Philemon 1:24

Sunday, 29 July 2018

…as do Mark, Aristarchus, Demas, Luke, my fellow laborers. Philemon 1:24

This verse, along with verse 10 (which mentions Onesimus), place the writing of Philemon at close to the same time as the writing of the book of Colossians. Here is what it says in Colossians 4 –

Tychicus, a beloved brother, faithful minister, and fellow servant in the Lord, will tell you all the news about me. I am sending him to you for this very purpose, that he may know your circumstances and comfort your hearts, with Onesimus, a faithful and beloved brother, who is one of you. They will make known to you all things which are happening here.

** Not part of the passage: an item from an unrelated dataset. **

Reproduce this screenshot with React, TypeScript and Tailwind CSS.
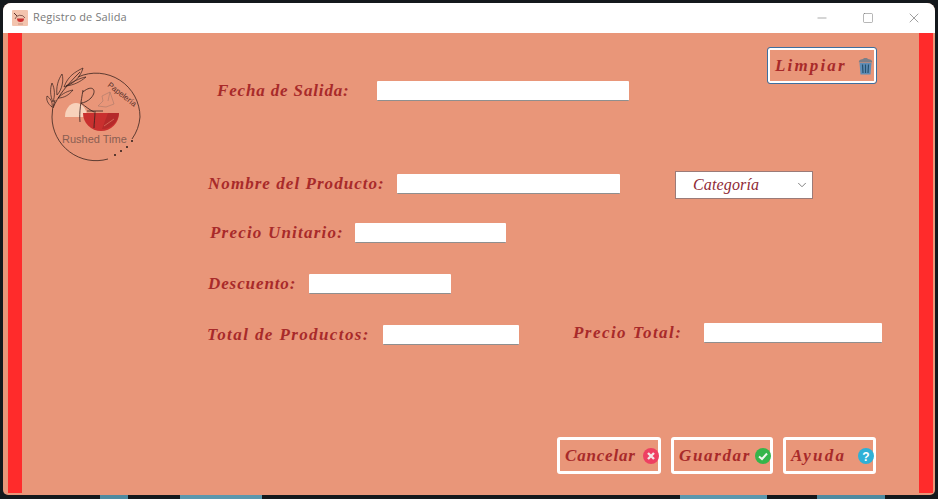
import type { ReactNode } from "react";
import { ChevronDown, Minus, Square, X } from "lucide-react";

const hand = "[font-family:'Liberation_Serif',serif] italic font-bold text-[#a82a2a] text-[17px] leading-[20px] whitespace-nowrap";

function Field({ className }: { className: string }) {
  return <div className={`h-[20px] bg-white border-b border-[#8f8f8f] rounded-[1px] shrink-0 ${className}`} />;
}

function Logo() {
  return (
    <svg width="110" height="105" viewBox="0 0 110 105" fill="none" className="shrink-0 ml-[18px] mt-[27px]">
      <path d="M25 57 A11 14 0 0 1 47 57 Z" fill="#f8d2bb" />
      <path d="M43 53 H79 A18 18 0 0 1 43 53 Z" fill="#c9302f" />
      <path d="M62 69 A18 18 0 0 0 79 53 H68 Z" fill="#b52a2a" />
      <path d="M38 17 A44 44 0 0 1 100 57 A44 44 0 0 1 92 79" stroke="#3a2420" strokeWidth="0.8" />
      <path d="M68 99 A44 44 0 0 1 12 57 A44 44 0 0 1 15 40" stroke="#3a2420" strokeWidth="0.8" />
      <path d="M13 48 C18 36 26 26 40 12" stroke="#33201c" strokeWidth="0.8" />
      <path d="M24 27 C28 16 35 12 43 8 C41 16 34 24 24 27 Z M26 26 C32 22 40 18 46 17 C40 22 34 25 26 26 Z M17 35 C16 27 18 20 22 14 C24 20 22 30 17 35 Z M13 42 C10 36 10 28 12 23 C15 29 15 36 13 42 Z M12 47 C8 44 6 40 7 36 C10 38 13 42 12 47 Z M18 38 C23 33 28 31 33 30 C29 35 24 38 18 38 Z" stroke="#33201c" strokeWidth="0.7" />
      <path d="M43 30 C41 42 39 52 40 62 M43 32 C52 24 58 30 51 38 C48 41 44 43 41 43 C46 47 50 50 54 52 M47 51 H63 M55 51 C55 58 54 63 54 68" stroke="#33201c" strokeWidth="0.8" />
      <path d="M62 36 L70 32 L74 44 L66 47 L58 46 L63 41 Z M70 32 L68 41" stroke="#a8796a" strokeWidth="0.6" />
      <path d="M64 66 L74 59" stroke="#e68a70" strokeWidth="0.6" />
      <text x="67" y="26" fontSize="8" fill="#5c332c" fontFamily="'Liberation Sans',sans-serif" transform="rotate(38 67 26)">Papelería</text>
      <text x="22" y="83" fontSize="11" fill="#8a5e52" fontFamily="'Liberation Sans',sans-serif">Rushed Time</text>
      <circle cx="92" cy="81" r="1" fill="#2a1a18" />
      <circle cx="87" cy="87" r="1" fill="#2a1a18" />
      <circle cx="81" cy="91" r="1" fill="#2a1a18" />
      <circle cx="75" cy="95" r="1" fill="#2a1a18" />
    </svg>
  );
}

function WindowIcon() {
  return (
    <svg width="16" height="16" viewBox="0 0 16 16" fill="none" className="shrink-0">
      <rect width="16" height="16" rx="1" fill="#f3c4ae" />
      <path d="M3 9 A5.500 5.500 0 0 1 13 8" stroke="#5c332c" strokeWidth="0.7" />
      <path d="M2 3 L5 6" stroke="#5c332c" strokeWidth="1" />
      <path d="M5 8.500 H12 A3.500 3.500 0 0 1 5 8.500 Z" fill="#c9302f" />
      <path d="M6 14 H11" stroke="#b98a7a" strokeWidth="0.8" />
    </svg>
  );
}

function TrashIcon() {
  return (
    <svg width="15" height="18" viewBox="0 0 15 18">
      <path d="M5 2 C5 0.5 10 0.5 10 2 L12 2.5 C14 3 14.5 5 14 5.500 L1 5.500 C0.500 5 1 3 3 2.500 Z" fill="#7b7f88" />
      <path d="M1.500 6 H13.500 L12.500 17.500 H2.500 Z" fill="#5f8db5" />
      <path d="M4.500 7.500 L5 16 M7.500 7.500 V16 M10.500 7.500 L10 16" stroke="#23506f" strokeWidth="1.200" />
    </svg>
  );
}

function CircleIcon({ color, children }: { color: string; children: ReactNode }) {
  return (
    <svg width="16" height="16" viewBox="0 0 16 16" className="shrink-0 -mr-[1px]">
      <circle cx="8" cy="8" r="8" fill={color} />
      {children}
    </svg>
  );
}

function ActionButton({ label, className, labelClass, icon }: { label: string; className: string; labelClass: string; icon: ReactNode }) {
  return (
    <div className={`h-[37px] border-[3px] border-white rounded-[3px] flex items-center justify-between pl-[5px] ${className}`}>
      <span className={`${hand} ${labelClass}`}>{label}</span>
      {icon}
    </div>
  );
}

export default function App() {
  return (
    <div className="w-[938px] h-[499px] bg-[#14181c] flex flex-col overflow-hidden">
      <div className="h-[3px] shrink-0" />
      <div className="flex-1 min-h-0 mx-[3px] flex flex-col rounded-t-[8px] rounded-b-[5px] overflow-hidden bg-[#e99679]">
        <div className="h-[30px] bg-white flex items-center shrink-0 pl-[9px] pb-[1px]">
          <WindowIcon />
          <span className="ml-[5px] text-[11px] text-[#7a7a7a] tracking-[0.15px] [font-family:'Open_Sans',sans-serif]">Registro de Salida</span>
          <div className="ml-auto flex items-center text-[#6f6f6f]">
            <Minus size={14} strokeWidth={1} className="mr-[33px]" />
            <Square size={12} strokeWidth={1} className="mr-[32px]" />
            <X size={16} strokeWidth={1} className="mr-[13px]" />
          </div>
        </div>
        <div className="flex-1 flex min-h-0 pl-[5px] pr-[2px]">
          <div className="w-[14px] bg-[#ff2b2b] shrink-0 mb-[2px]" />
          <div className="flex-1 flex flex-col min-w-0 pb-[21px]">
            <div className="flex">
              <div className="w-[186px] shrink-0">
                <Logo />
              </div>
              <div className="flex-1 flex flex-col">
                <div className="h-[138px] flex justify-between items-start">
                  <div className="flex items-center mt-[48px] ml-[9px]">
                    <span className={`${hand} w-[160px] tracking-[0.85px]`}>Fecha de Salida:</span>
                    <Field className="w-[252px]" />
                  </div>
                  <div className="w-[110px] h-[37px] mt-[14px] mr-[42px] border border-[#3d6f9f] shadow-[inset_0_0_0_2px_#ffffff] rounded-[3px] flex items-center justify-between pl-[7px] pr-[3px]">
                    <span className={`${hand} tracking-[2.15px]`}>Limpiar</span>
                    <TrashIcon />
                  </div>
                </div>
                <div className="flex items-start">
                  <div className="flex items-center mt-[3px]">
                    <span className={`${hand} w-[189px] tracking-[1.05px]`}>Nombre del Producto:</span>
                    <Field className="w-[223px]" />
                  </div>
                  <div className="ml-[55px] w-[138px] h-[28px] bg-white border border-[#9b7b78] flex items-center justify-between pl-[17px] pr-[3px]">
                    <span className="[font-family:'Liberation_Serif',serif] italic text-[#8f2a35] text-[16px] tracking-[0.15px]">Categoría</span>
                    <ChevronDown size={14} strokeWidth={1.5} className="text-[#6f6f6f]" />
                  </div>
                </div>
                <div className="flex items-center mt-[24px] ml-[2px]">
                  <span className={`${hand} w-[145px] tracking-[1.2px]`}>Precio Unitario:</span>
                  <Field className="w-[151px]" />
                </div>
                <div className="flex items-center mt-[31px]">
                  <span className={`${hand} w-[101px] tracking-[0.9px]`}>Descuento:</span>
                  <Field className="w-[142px]" />
                </div>
                <div className="flex items-start mt-[29px] -ml-[1px]">
                  <div className="flex items-center mt-[2px]">
                    <span className={`${hand} w-[176px] tracking-[1.4px]`}>Total de Productos:</span>
                    <Field className="w-[136px]" />
                  </div>
                  <div className="flex items-center ml-[54px]">
                    <span className={`${hand} w-[131px] tracking-[1.45px]`}>Precio Total:</span>
                    <Field className="w-[178px]" />
                  </div>
                </div>
              </div>
            </div>
            <div className="mt-auto flex justify-end gap-[10px] mr-[43px]">
              <ActionButton
                label="Cancelar"
                className="w-[104px]"
                labelClass="tracking-[0.8px]"
                icon={
                  <CircleIcon color="#ee3f62">
                    <path d="M5 5 L11 11 M11 5 L5 11" stroke="#f3e6e6" strokeWidth="2.400" />
                  </CircleIcon>
                }
              />
              <ActionButton
                label="Guardar"
                className="w-[102px]"
                labelClass="tracking-[1.65px]"
                icon={
                  <CircleIcon color="#35b54a">
                    <path d="M4 8.500 L7 11 L12 5.500" stroke="#eef7ee" strokeWidth="2" fill="none" />
                  </CircleIcon>
                }
              />
              <ActionButton
                label="Ayuda"
                className="w-[93px]"
                labelClass="tracking-[2.2px]"
                icon={
                  <CircleIcon color="#2fb0d6">
                    <text x="8" y="12.500" textAnchor="middle" fontSize="12" fontWeight="700" fill="#ffffff" fontFamily="'Liberation Sans',sans-serif">?</text>
                  </CircleIcon>
                }
              />
            </div>
          </div>
          <div className="w-[14px] bg-[#ff2b2b] shrink-0 mb-[2px]" />
        </div>
      </div>
      <div className="h-[4px] shrink-0 flex">
        <div className="ml-[100px] w-[28px] bg-[#4e8aa0]" />
        <div className="ml-[52px] w-[82px] bg-[#5a97ad]" />
        <div className="ml-[418px] w-[87px] bg-[#5a97ad]" />
        <div className="ml-[50px] w-[68px] bg-[#4e8aa0]" />
      </div>
    </div>
  );
}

10 Aristarchus my fellow prisoner greets you, with Mark the cousin of Barnabas (about whom you received instructions: if he comes to you, welcome him), 11 and Jesus who is called Justus. These are my only fellow workers for the kingdom of God who are of the circumcision; they have proved to be a comfort to me.

12 Epaphras, who is one of you, a bondservant of Christ, greets you, always laboring fervently for you in prayers, that you may stand perfect and complete in all the will of God. 13 For I bear him witness that he has a great zeal for you, and those who are in Laodicea, and those in Hierapolis. 14 Luke the beloved physician and Demas greet you. 15 Greet the brethren who are in Laodicea, and Nymphas and the church that is in his house.

Later in Colossians 4:17, Paul addresses Archippus, who is still in Colossae, and who is also an addressee in this letter to Philemon (verse 2). It can be inferred then that the timing is the same, and the letters were probably sent at or near the same time.

“Mark” is John Mark who went along with Paul and Barnabas on a missionary journey, but who left that task before it was finished. Because of this, on the next missionary journey, there was a sharp disagreement between Paul and Barnabas. Barnabas wanted to bring Mark along again. The disagreement was so severe that they split apart, each going his own way. Barnabas took Mark and Paul took Silas, and off they went in different directions. However, Paul had obviously received Mark with an open hand once again and they were there together.

Aristarchus is a fellow Jew who is listed three times in Acts (19:29, 20:4, and 27:2). He is also named in Colossians and here in Philemon. Though a Jew, he was a Macedonian from Thessalonica as well (just as Paul was from Tarsus of Cilicia).

Demas is noted next. Eventually, he will forsake Paul as is recorded in 2 Timothy –

“Be diligent to come to me quickly; 10 for Demas has forsaken me, having loved this present world, and has departed for Thessalonica—Crescens for Galatia, Titus for Dalmatia. 11 Only Luke is with me. Get Mark and bring him with you, for he is useful to me for ministry.” 2 Timothy 4:9-11

Finally, he mentions “Luke.” This is the same Luke noted in Acts 17:10, and he is recorded as being with Paul in 2 Timothy 4:11. He is a Gentile. He is also a physician, something readily supported by his annotations in both the Gospel of Luke and in the book of Acts. His carefully worded statements demonstrate an observant eye and an understanding of both health and healing issues.

These men are called “my fellow laborers.” They all sent their personal greetings to Philemon, thus adding in one more reason for Philemon to grant Paul’s request. All of them were aware of the situation, they were obviously aware of Paul’s letter and its contents, and they were all friends of Philemon. It would be hard indeed to not approve the request Paul has made without offense to all of them.

Life application: Is holding fast to one’s pride worth losing friends in Christ? Philemon had been offended by the actions of Onesimus, but he was also faced with either forgiving him and doing as Paul requested, or he might lose his Christian brothers in the process. In the end, anything lost through Onesimus’ disobedience was promised to be restored. The only reason to not approve the request would be pride. Let’s hope he did the right thing, and let us also endeavor to do the right thing as well.

Lord God, the one thing we cling to in this life, and which is the most detrimental of all, is the sin of pride. This is especially true in salvation. We don’t want to admit that we are sinners in need of a Savior, that nothing we can do will save us. Instead, we must submit ourselves to the only One who can – Jesus. Help us to put away our pride for salvation, and to keep it away in our salvation. Help us in this, O God. Amen.